As discussões sobre a dívida pública, certamente, deixarão de cabelos em pé a classe média, os banqueiros, os industriais, os comerciantes. Todos se voltarão contra a presidenta e a acusarão de querer mexer em contratos estabelecidos desde o império e assim por diante. As agências de avaliação de risco dirão que não tão seguro investir em títulos de um país que está questionando os contratos. Bem, já temos dois problemas que complicam seriamente a realização da auditoria: a dificuldade de se auditar o passado e o interesse que a elite e a classe média têm na dívida pública. Agreguemos um terceiro complicador.

Do apoio e ambiente político

Há, em curso, uma tentativa não desprezível de depor a presidenta. No exato momento em que ela parecia sintonizar a prioridade da economia com os interesses de quem a elegeu e que seu principal algoz parecia perder força por denúncias e mais denúncias, aparece essa aprovação de uma auditoria da dívida reunindo apoios conservadores e à esquerda. É muito difícil não imaginar que tal apoio visa simplesmente debilitar a presidenta ao limite.
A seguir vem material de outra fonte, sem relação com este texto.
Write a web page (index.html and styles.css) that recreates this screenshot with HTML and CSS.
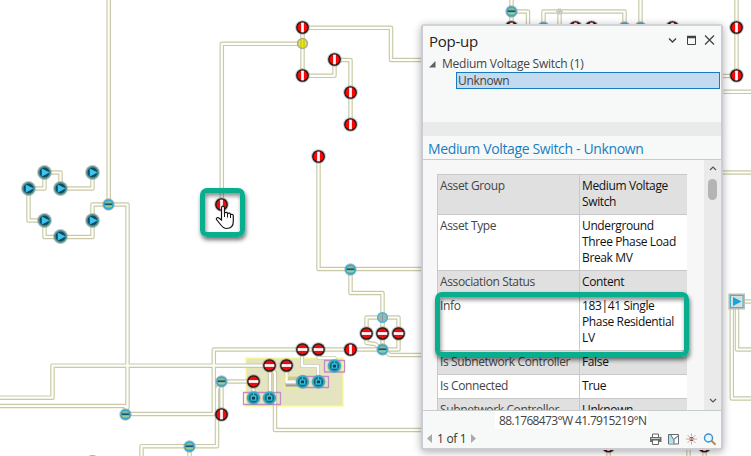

É muito plausível supor que quem apóia essa auditoria, não a queira de fato, mas a utilize para seus fins políticos.

Escrevi em outro artigo que: “A tentativa, que foi bem sucedida temporariamente, de colocar a taxa de juros brasileira num nível semelhante ao resto do mundo foi feita pelo governo Dilma. Pela primeira vez, na história recente, assistimos a taxa Selic ficar próxima de 7% ao ano no final de 2012 e início de 2013. Muitos, como eu, acreditam que todos os eventos políticos, para inviabilizar o governo, que se iniciaram em 2013 e perduram até hoje, tem origem na queda da taxa de juros.”

A auditoria transformada em circo, como uma CPI

A dificuldade de se apurar eventuais desvios do passado mais distante, o interesse de parte influente da sociedade em juros altos e o fraco apoio político da presidenta levam-me a concluir que existe grande chance da auditoria da dívida se revelar um palanque, como as CPIs, por onde desfilam todos os que querem fazer sangrar a presidenta, com todo o eco garantido pelos meios tradicionais de comunicação.

Há uma infinidade de temas na dívida pública que eu adoraria ver com toda a claridade, sob a luz do Sol. Não há, no entanto, qualquer garantia de que uma auditoria da dívida, nesse momento, chegará a resultados minimamente confiáveis. Há, sim, muitos interesses que contrariados minarão o parco apoio político da presidenta. Está em curso um golpe para depô-la. Por essas razões, não sou favorável à auditoria proposta. Fosse Dilma, eu também a vetaria. Com tristeza.